This summer we are taking 10 weeks to read together David Mathis' book Habits of Grace. Each week different people will post their thoughts and reflections following our reading schedule. This week Ben Sansburn looks at the overall theme of the means of grace laid out in the book's introduction. You can download a PDF of the 10-week reading schedule here.
The high winter tide of God’s grace, in all its untamed, unconstrained grandeur, has risen on the shore of this world in Jesus Christ. The glorious news of the gospel is that this grace has flooded in and sweeps up undeserving rebel sinners into God’s cosmic redemption. God is restoring us as bearers of his image. He is returning us to the goodness of the Garden - creating in Christ a sacred space where humanity can enjoy fellowship with the Triune God, where we know and love him and are known and loved by him, a space where we are transformed to reflect the beautiful image of his Son.
We’re reading David Mathis’ book Habits of Grace as a community this summer because our hearts need to grasp the height and depth and breadth of this grace. God’s grace hasn’t just rescued us from sin and death, it is working in us daily to produce life. Through the grace of the gospel, the life of the age to come is working in us now the transformation we’ll experience in full when Jesus returns.
But this transformation is not inevitable. If you’ve experienced at all the far too influential echo of your old-self — your sinful self-obsession and tendency toward self-gratification — you recognize this reality. We don’t just jump into the tide of God’s grace to be passively carried along in the current to glory. So how does authentic, meaningful transformation happen in our lives?
Laying in the Way of Grace
It’s here that the means of grace interrupt us. God has seen fit not to just tell us that living water is available for our sustenance, he gives us means to tap it. There are what David Mathis calls, “regular channels” for availing ourselves of God’s lavish grace; well worn paths “where [God] has promised his blessings.” These spiritual disciplines, or habits of grace, are practices around which we shape our lives in order to receive God’s ever-flowing grace. They are ways, as Jonathan Edwards explains, of “laying ourselves in the way of allurement.” The rest of Mathis’ book will examine these habits under three headings: hearing God’s voice, having his ear, and belong to his body.
What bothers us though, or at least bothers me, is that these rhythms of grace are far too mundane. They seem ordinary, trivial, or even *cough* boring. In our culture of instant gratification, fad diets, and reality TV, the thought that God dispenses his grace through such commonplace means as reading your Bible, praying, and meeting with other believers seems all too ordinary.
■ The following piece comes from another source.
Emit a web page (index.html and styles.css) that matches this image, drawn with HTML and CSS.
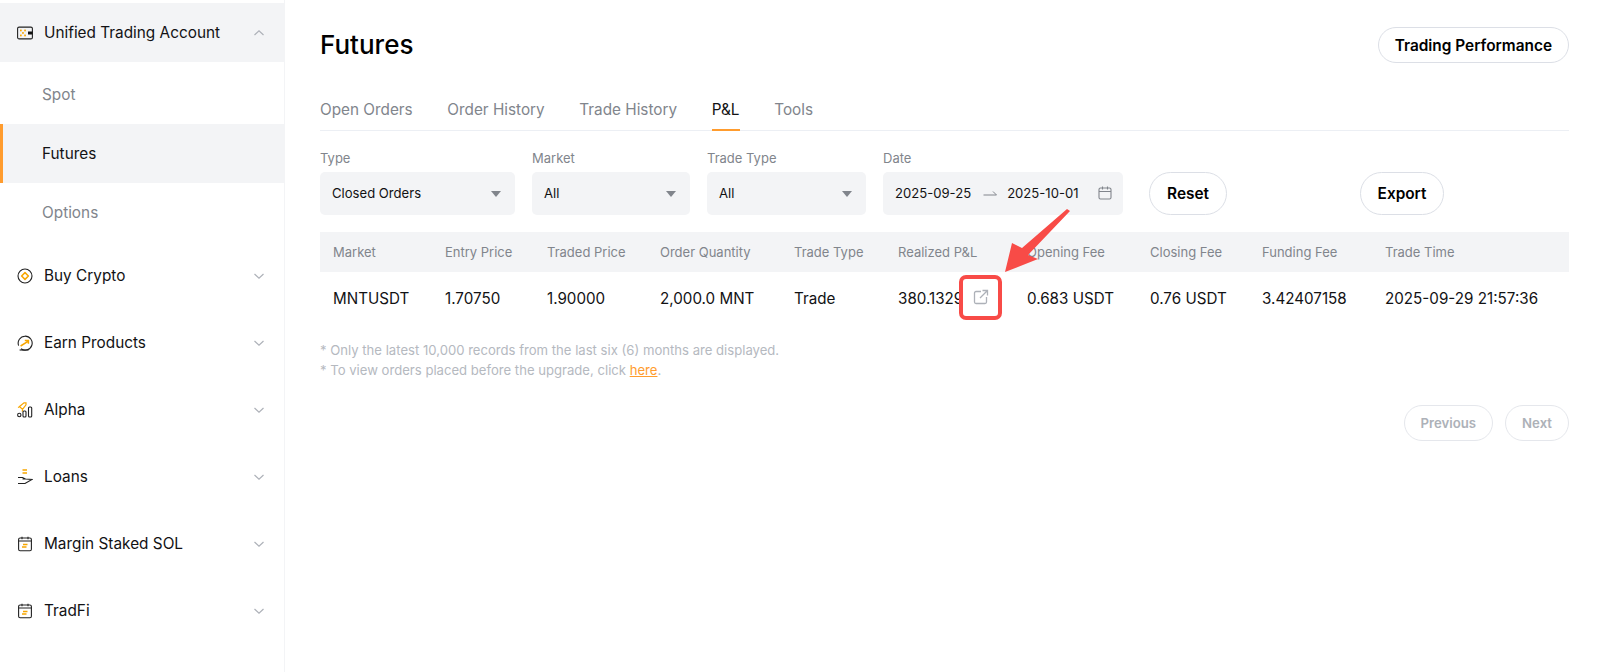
FILE: index.html
```html
<!DOCTYPE html>
<html lang="en">
<head>
<meta charset="utf-8">
<title>Futures</title>
<link rel="stylesheet" href="styles.css">
</head>
<body>
<div class="page">
  <aside class="sidebar">
    <div class="nav-head open">
      <svg class="nav-icon" viewBox="0 0 16 16"><rect x="0.6" y="2.1" width="14.8" height="11.8" rx="1.5" class="ik"/><rect x="11" y="6.5" width="4.5" height="3" fill="#111"/><g fill="#f7a600"><rect x="3" y="4.6" width="1.7" height="1.7"/><rect x="7.2" y="4.6" width="1.7" height="1.7"/><rect x="5.1" y="7.1" width="1.7" height="1.7"/><rect x="3" y="9.6" width="1.7" height="1.7"/><rect x="7.2" y="9.6" width="1.7" height="1.7"/></g></svg>
      <span class="nav-label">Unified Trading Account</span>
      <svg class="chev" viewBox="0 0 12 12"><path d="M1.5 8 6 3.8 10.5 8"/></svg>
    </div>
    <div class="nav-sub">Spot</div>
    <div class="nav-sub active">Futures</div>
    <div class="nav-sub">Options</div>
    <div class="nav-head group">
      <svg class="nav-icon" viewBox="0 0 16 16"><circle cx="8" cy="8" r="7" class="ik"/><path d="M8 4.6 11.4 8 8 11.4 4.6 8Z" fill="none" stroke="#f7a600" stroke-width="1.5" stroke-linejoin="round"/></svg>
      <span class="nav-label">Buy Crypto</span>
      <svg class="chev" viewBox="0 0 12 12"><path d="M1.5 4 6 8.2 10.5 4"/></svg>
    </div>
    <div class="nav-head">
      <svg class="nav-icon" viewBox="0 0 16 16"><path d="M1.6 10.6A7 7 0 1 1 4 13.8" class="ik"/><path d="M2.6 15h9" class="ik"/><path d="M3.6 11 11 6.4M7.8 5.6h3.6v3.2" fill="none" stroke="#f7a600" stroke-width="1.5"/></svg>
      <span class="nav-label">Earn Products</span>
      <svg class="chev" viewBox="0 0 12 12"><path d="M1.5 4 6 8.2 10.5 4"/></svg>
    </div>
    <div class="nav-head">
      <svg class="nav-icon" viewBox="0 0 16 16"><path d="M2.5 4.5 7 .9h2v2L5.5 7.4ZM1 5.5l2-1M5.8 8l-.8 1.6" fill="none" stroke="#f7a600" stroke-width="1.2"/><circle cx="2.3" cy="13" r="1.7" class="ik"/><rect x="6" y="9" width="3" height="6" rx="1" class="ik"/><rect x="11.5" y="5" width="3.2" height="10" rx="1" class="ik"/></svg>
      <span class="nav-label">Alpha</span>
      <svg class="chev" viewBox="0 0 12 12"><path d="M1.5 4 6 8.2 10.5 4"/></svg>
    </div>
    <div class="nav-head">
      <svg class="nav-icon" viewBox="0 0 16 16"><path d="M5.5 1h4.5M5.5 4h4.5" fill="none" stroke="#f7a600" stroke-width="1.3"/><path d="M1 8.5h4.5l3 1.5h-3M8.5 10 15 10.5 8 14.5H1" class="ik"/></svg>
      <span class="nav-label">Loans</span>
      <svg class="chev" viewBox="0 0 12 12"><path d="M1.5 4 6 8.2 10.5 4"/></svg>
    </div>
    <div class="nav-head">
      <svg class="nav-icon" viewBox="0 0 16 16"><rect x="1.6" y="2" width="12.8" height="12.8" rx="1.5" class="ik"/><path d="M1.6 5h12.8M5 .8v2.4M11 .8v2.4" class="ik"/><path d="M6 8.5h4.5M5 11h4.5" fill="none" stroke="#f7a600" stroke-width="1.3"/></svg>
      <span class="nav-label">Margin Staked SOL</span>
      <svg class="chev" viewBox="0 0 12 12"><path d="M1.5 4 6 8.2 10.5 4"/></svg>
    </div>
    <div class="nav-head">
      <svg class="nav-icon" viewBox="0 0 16 16"><rect x="1.6" y="2" width="12.8" height="12.8" rx="1.5" class="ik"/><path d="M1.6 5h12.8M5 .8v2.4M11 .8v2.4" class="ik"/><path d="M6 8.5h4.5M5 11h4.5" fill="none" stroke="#f7a600" stroke-width="1.3"/></svg>
      <span class="nav-label">TradFi</span>
      <svg class="chev" viewBox="0 0 12 12"><path d="M1.5 4 6 8.2 10.5 4"/></svg>
    </div>
  </aside>

  <main class="main">
    <header class="title-row">
      <h1 class="title">Futures</h1>
      <button class="btn">Trading Performance</button>
    </header>

    <nav class="tabs">
      <span class="tab">Open Orders</span>
      <span class="tab">Order History</span>
      <span class="tab">Trade History</span>
      <span class="tab current">P&amp;L</span>
      <span class="tab">Tools</span>
    </nav>

    <section class="filters">
      <div class="field f-type">
        <label class="field-label">Type</label>
        <div class="select"><span>Closed Orders</span><i class="caret"></i></div>
      </div>
      <div class="field f-market">
        <label class="field-label">Market</label>
        <div class="select"><span>All</span><i class="caret"></i></div>
      </div>
      <div class="field f-trade">
        <label class="field-label">Trade Type</label>
        <div class="select"><span>All</span><i class="caret"></i></div>
      </div>
      <div class="field f-date">
        <label class="field-label">Date</label>
        <div class="select date">
          <span>2025-09-25</span>
          <svg class="range" viewBox="0 0 14 6"><path d="M0.5 5h13L10 1.5"/></svg>
          <span>2025-10-01</span>
          <svg class="cal" viewBox="0 0 14 14"><rect x="1" y="2" width="12" height="11" rx="1.5"/><path d="M1 5.5h12M4.5 .5v3M9.5 .5v3"/></svg>
        </div>
      </div>
      <button class="btn tall reset">Reset</button>
      <button class="btn tall export">Export</button>
    </section>

    <section class="table">
      <div class="row thead">
        <span>Market</span><span>Entry Price</span><span>Traded Price</span><span>Order Quantity</span><span>Trade Type</span><span>Realized P&amp;L</span><span>Opening Fee</span><span>Closing Fee</span><span>Funding Fee</span><span>Trade Time</span>
      </div>
      <div class="row tbody">
        <span>MNTUSDT</span><span>1.70750</span><span>1.90000</span><span>2,000.0 MNT</span><span>Trade</span>
        <span class="pnl">380.1329
          <span class="share"><svg viewBox="0 0 16 16"><path d="M8 2.5H3a1.5 1.5 0 0 0-1.5 1.5v9A1.5 1.5 0 0 0 3 14.5h9a1.5 1.5 0 0 0 1.5-1.5V8M7 9 14.5 1.5M9.5 1.5h5v5"/></svg></span>
        </span>
        <span>0.683 USDT</span><span>0.76 USDT</span><span>3.42407158</span><span>2025-09-29 21:57:36</span>
      </div>
    </section>

    <section class="notes">
      <p>* Only the latest 10,000 records from the last six (6) months are displayed.</p>
      <p>* To view orders placed before the upgrade, click <a class="link">here</a>.</p>
    </section>

    <div class="pager">
      <button class="btn ghost">Previous</button>
      <button class="btn ghost">Next</button>
    </div>
  </main>
</div>
<svg class="arrow" viewBox="0 0 1600 672"><path d="M1070 211 1028 255 1038 259 1005 272 1012 243 1022 248 1067 209Z"/></svg>
</body>
</html>
```
FILE: styles.css
```css
* { box-sizing: border-box; }
html, body { margin: 0; height: 100%; }
body { font-family: Inter, "Liberation Sans", sans-serif; color: #121214; background: #fff; overflow: hidden; position: relative; }
.page { display: flex; height: 672px; }

.sidebar { width: 285px; flex: none; border-right: 1px solid #f3f4f6; padding-top: 3px; }
.nav-head { display: flex; align-items: center; height: 59px; margin-bottom: 8px; padding: 0 19px 0 17px; font-size: 15.35px; font-weight: 400; }
.nav-head.open { background: #f3f4f6; margin-bottom: 3px; }
.nav-head.group { margin-top: 4px; }
.nav-icon { width: 16px; height: 16px; flex: none; margin-right: 11px; }
.ik { fill: none; stroke: #222; stroke-width: 1.1; }
.nav-label { flex: 1; }
.chev { width: 12px; height: 12px; flex: none; fill: none; stroke: #adb1b8; stroke-width: 1.2; }
.nav-sub { height: 59px; display: flex; align-items: center; padding-left: 42px; font-size: 15.35px; font-weight: 400; color: #81858c; }
.nav-sub.active { background: #f3f4f6; color: #121214; border-left: 3px solid #ff9c2e; padding-left: 39px; }

.main { flex: 1; padding: 0 31px 0 35px; min-width: 0; }
.title-row { display: flex; justify-content: space-between; align-items: center; height: 36px; margin-top: 27px; }
.title { margin: 0; font-size: 26px; font-weight: 500; line-height: 36px; color: #000; }
.btn { font-family: inherit; background: #fff; border: 1px solid #dcdfe6; border-radius: 18px; height: 36px; padding: 0 16px; font-size: 15.4px; font-weight: 600; color: #000; }
.tabs { display: flex; gap: 34.7px; border-bottom: 1px solid #eceff4; height: 46px; margin-top: 22px; }
.tab { font-size: 15.3px; font-weight: 400; color: #81858c; line-height: 50px; height: 46px; }
.tab.current { color: #121214; border-bottom: 2px solid #ff9c2e; }

.filters { display: flex; align-items: flex-end; margin-top: 19px; }
.field { margin-right: 17px; }
.f-type { width: 195px; }
.f-market { width: 158px; }
.f-trade { width: 159px; }
.f-date { width: 240px; margin-right: 26px; }
.field-label { display: block; font-size: 13px; line-height: 16px; color: #81858c; margin-bottom: 6px; }
.select { display: flex; align-items: center; justify-content: space-between; height: 43px; background: #f3f4f6; border-radius: 5px; padding: 0 14px 2px 12px; font-size: 13.1px; font-weight: 400; color: #121214; }
.caret { width: 0; height: 0; border-left: 5px solid transparent; border-right: 5px solid transparent; border-top: 6px solid #81858c; margin-top: 2px; }
.date { justify-content: flex-start; padding: 0 11px 1px 12px; }
.range { width: 14px; height: 6px; margin: 0 10px 0 12px; fill: none; stroke: #81858c; stroke-width: 1; }
.cal { width: 14px; height: 14px; fill: none; stroke: #81858c; stroke-width: 1.1; margin-left: auto; }
.tall { height: 43px; border-radius: 22px; padding: 0 16px; }
.reset { width: 78px; }
.export { width: 84px; margin-left: 133px; }

.table { margin-top: 17px; }
.row { display: grid; grid-template-columns: 112px 102px 113px 134px 104px 129px 123px 112px 123px 1fr; padding-left: 13px; align-items: center; }
.thead { height: 40px; background: #f3f4f6; font-size: 13px; color: #81858c; }
.tbody { height: 52px; font-size: 15.2px; font-weight: 400; color: #121214; }
.tbody > span { white-space: nowrap; }
.pnl { position: relative; display: block; }
.share { position: absolute; left: 61px; top: -14px; width: 43px; height: 45px; background: #fff; display: flex; align-items: center; justify-content: center; border: 4px solid #f84b47; border-radius: 7px; }
.share svg { width: 16px; height: 16px; fill: none; stroke: #adb1b8; stroke-width: 1.3; }

.notes { margin-top: 16px; font-size: 13.12px; line-height: 20px; color: #b5b9bf; }
.notes p { margin: 0; }
.link { color: #ff9c2e; text-decoration: underline; }

.pager { display: flex; justify-content: flex-end; gap: 12px; margin-top: 25px; }
.ghost { color: #adb1b8; font-size: 13.2px; border-color: #e5e7ec; padding: 0 16px; }

.arrow { position: absolute; left: 0; top: 0; width: 1600px; height: 672px; pointer-events: none; fill: #f84b47; }
```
Yet isn’t this fitting? The story of the Bible is centered on a God who delights to use the ordinary to accomplish what is extraordinary. From dust, humanity. A shepherd-boy is Israel’s covenant-king. The world’s Rescuer, born in a manger. If we know the God of the dirt and the stable, it shouldn’t surprise us that he would employ such simple everyday tools to do his re-forming work in us. The question for us as we shape our rhythms and routines around such simple practices is, “Are we willing for supernatural transformation to look so, well…. natural?”
The Purpose of Grace
A quick point we must remember as we focus on the means of grace this summer. The catalyst of our re-formation as image-bearers is not these channels or pathways, but God’s grace itself. It is not because of our best efforts that God’s grace works in us, but often despite them. If we don’t understand this, the means of grace can easily become spiritual measuring sticks we use to evaluate ourselves and others, and beat those who don’t measure up. The goal of the means of grace is God himself, not merely an outward, illusory form of spiritual maturity.
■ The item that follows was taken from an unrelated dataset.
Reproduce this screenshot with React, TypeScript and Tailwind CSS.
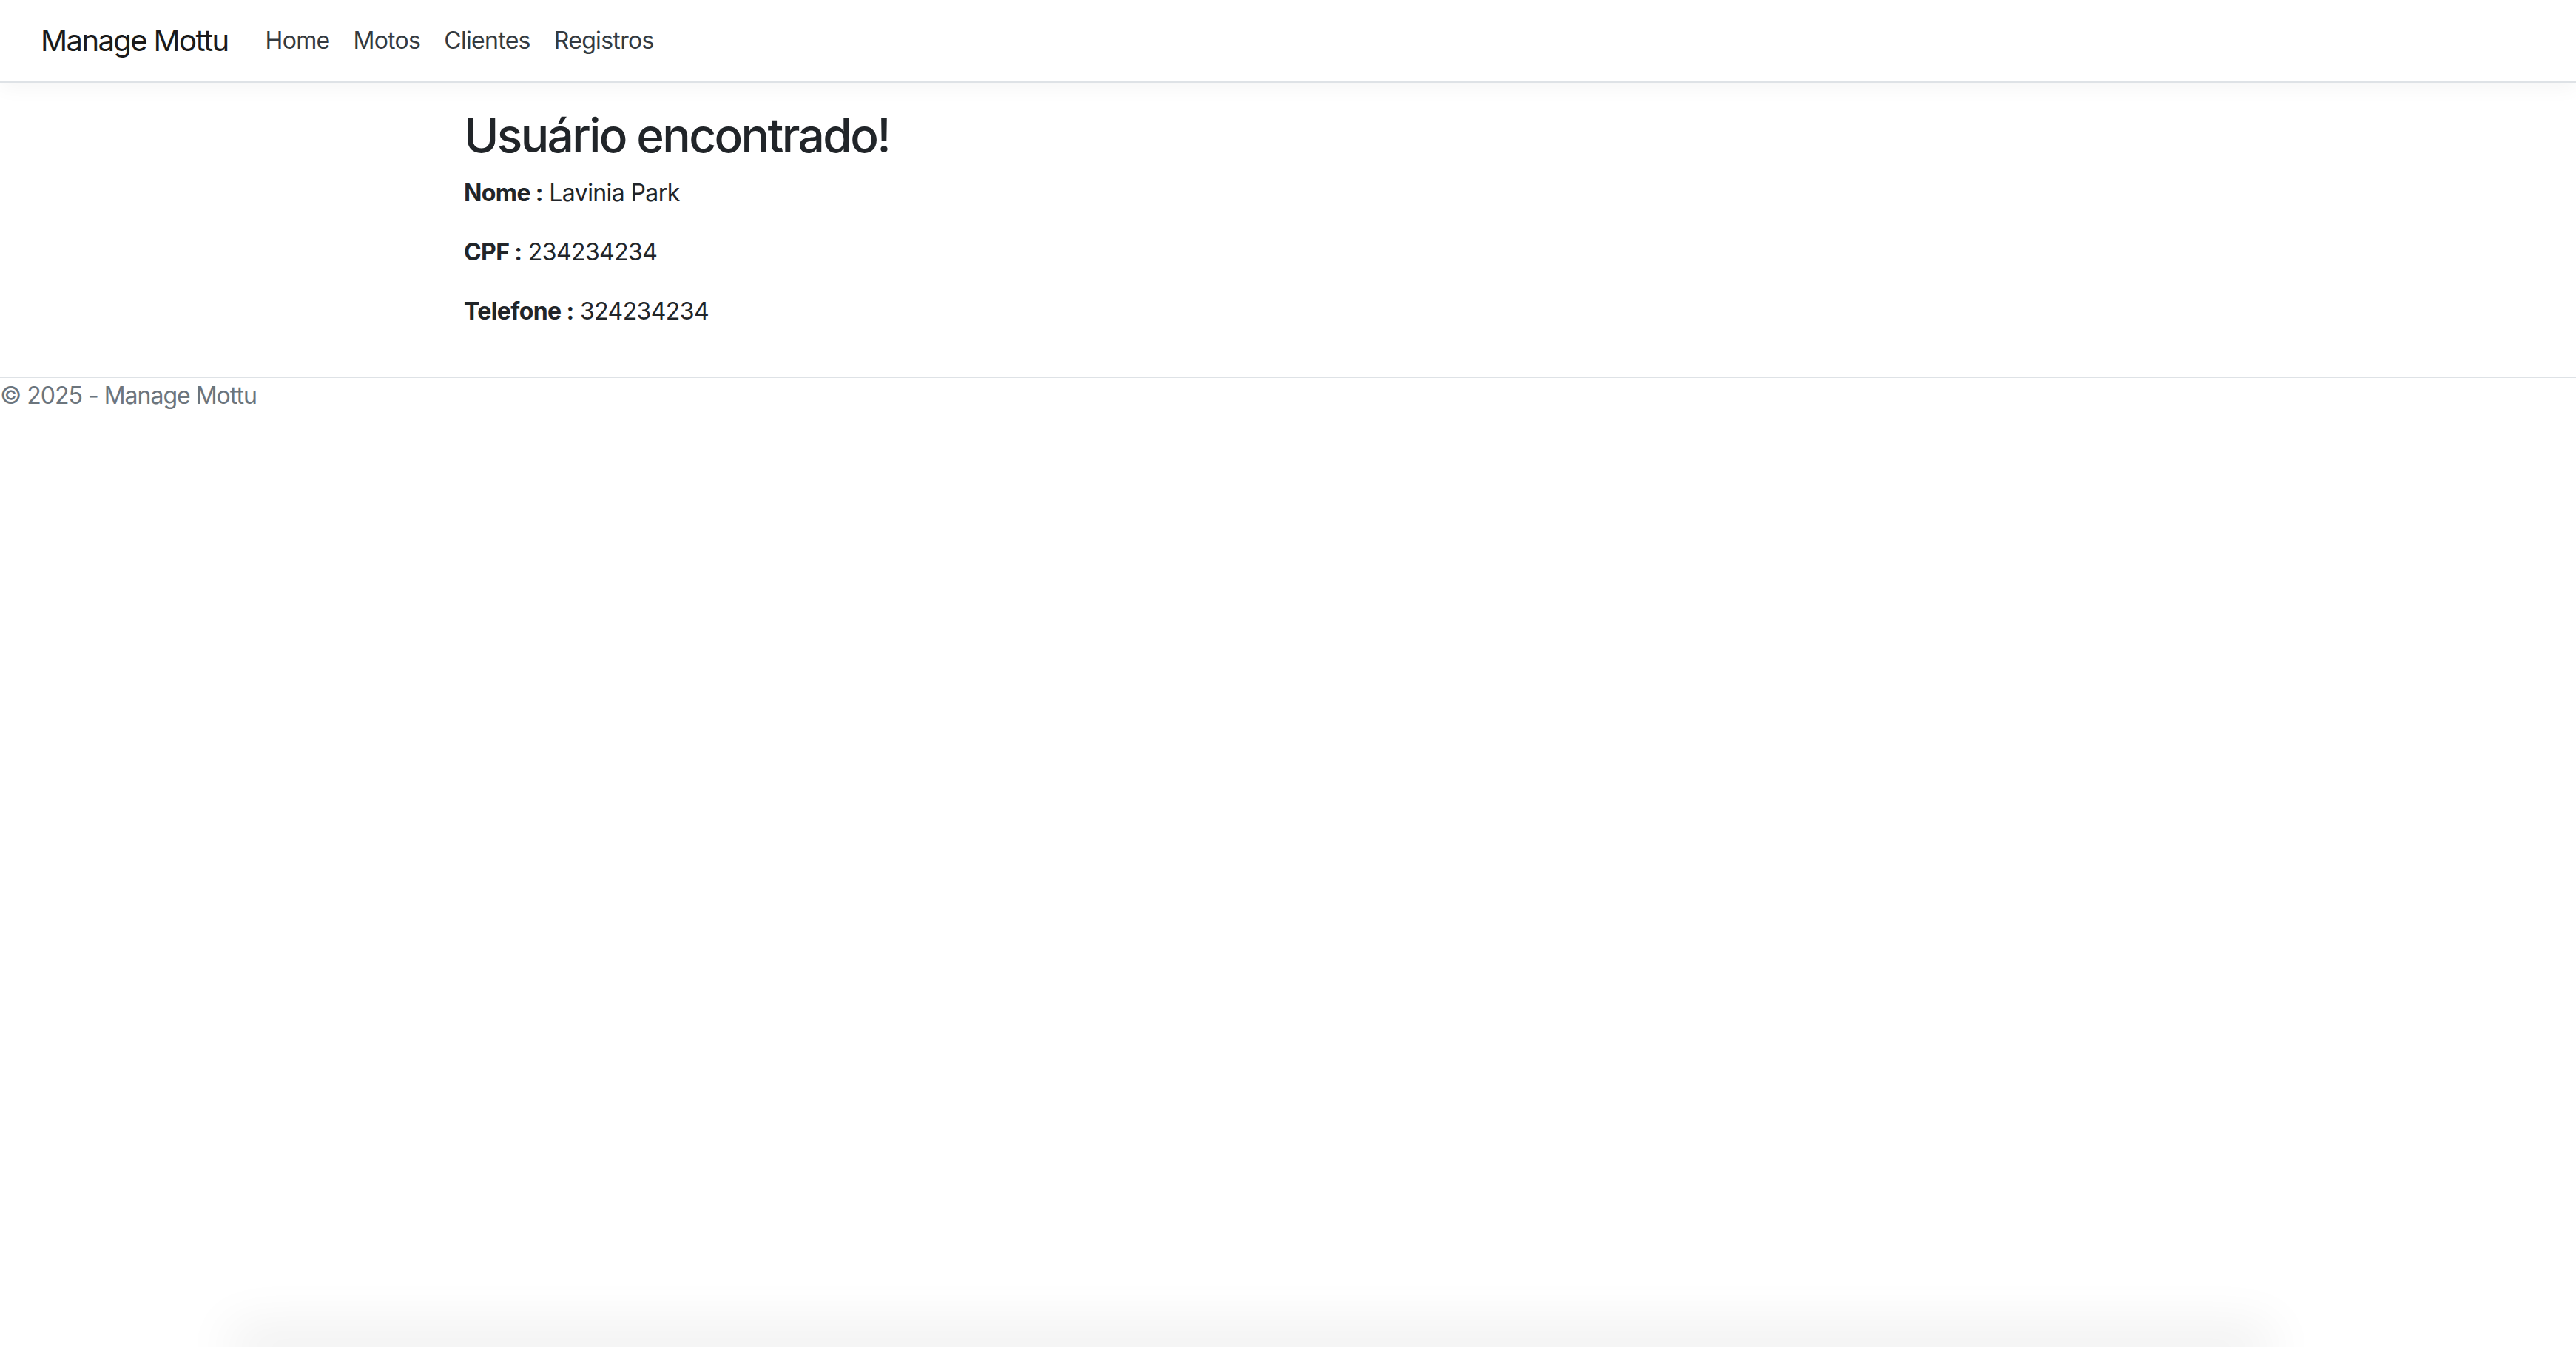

So let’s press in together over the next 10 weeks toward the goal of God’s abounding grace (as it works in us through grace-ward habits) — to “know…. the only true God, and Jesus Christ whom [he] has sent” (John 17:3). My hope and prayer is that this book and our study of it equips you to receive and enjoy his grace in deeper and fuller ways than you ever have.
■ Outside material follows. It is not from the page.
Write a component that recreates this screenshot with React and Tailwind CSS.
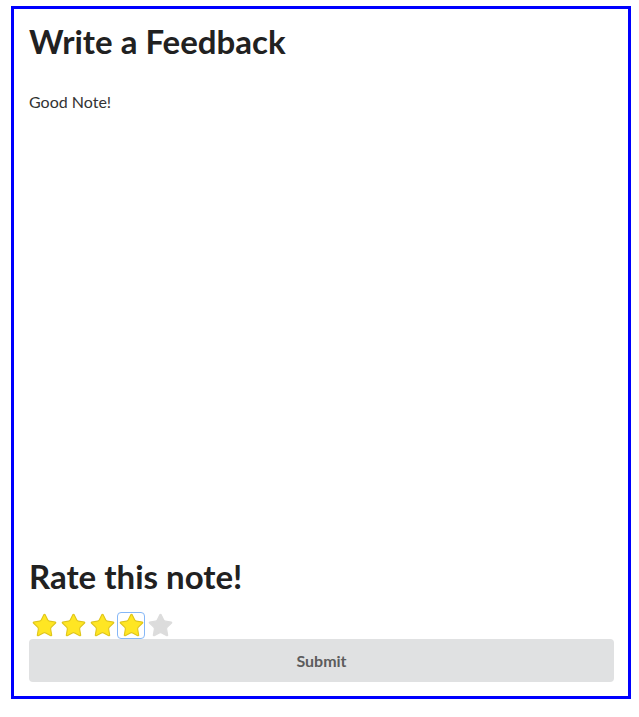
import { Star } from 'lucide-react';

const Stars = ({ rating, focused }) => {
    return (
        <div className="flex items-center gap-[5px] h-[23px]">
            {[1, 2, 3, 4, 5].map((i) => (
                <div
                    key={i}
                    className={`flex items-center justify-center w-[24px] h-[23px] rounded-[2px] ${i === focused ? 'outline outline-1 outline-offset-[1px] outline-[#85b7f7]' : ''}`}
                >
                    <Star
                        size={27}
                        strokeWidth={1}
                        className="shrink-0"
                        fill={i <= rating ? '#ffe623' : '#dcdcdc'}
                        stroke={i <= rating ? '#dfc51a' : '#dcdcdc'}
                    />
                </div>
            ))}
        </div>
    );
};

const App = () => {
    return (
        <div className="bg-white w-[639px] h-[717px] pt-[6px] pl-[11px]" style={{ fontFamily: 'Lato, "Liberation Sans", sans-serif' }}>
            <div className="w-[620px] h-[693px] border-[3px] border-[#0000ff] pl-[15px] pr-[14px] pt-[11px] pb-[14px] flex flex-col">
                <h1 className="text-[33px] font-bold leading-[42px] text-[#212121]">Write a Feedback</h1>
                <div className="mt-[29px] text-[16px] leading-[22px] text-[#333] flex-1">Good Note!</div>
                <h2 className="text-[33px] font-bold leading-[42px] text-[#212121]">Rate this note!</h2>
                <div className="mt-[17px] pl-[3px]">
                    <Stars rating={4} focused={4} />
                </div>
                <button className="mt-[2px] h-[43px] w-full bg-[#e0e1e2] rounded-[4px] text-[16px] font-bold text-[#5c5c5c]">
                    Submit
                </button>
            </div>
        </div>
    );
};

export default App;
Questions for Study and Reflection*:
1. Review the section “Flooding the Future” on p. 24. God’s grace stretches back into eternity past and forward into eternity future. Ponder that and complete the following:
a.) State a surprising fact that you learned from this section about God’s grace.
b.) Draw a timeline and title it “God’s Grace in My Life.” Add and label points on the line to represent the stages of life you have passed through up to now (infancy, childhood, adolescence, young adult, etc.) Add notes to the timeline that identify the ways God’s grace came to you at these different points in your life, the way God’s grace came to you before the timeline began, and the way God’s grace will continue after it ends.
2. Carefully read Romans 15:18; 1 Corinthians 15:10; Philippians 2:12-13; Colossians 1:29; Hebrews 13:20-21; and 1 Peter 4:11. Explain or illustrate with a drawing the dynamic of God working in you through your effort and actions.
3. Read Philippians 3:7-8; John 17:3; and Hosea 6:3. Most likely, you want to cultivate habits of grace in your own life because you are aiming for one or more specific goals. Write your goal(s) out.
* Study and Reflection questions taken from the Habits of Grace Study Guide.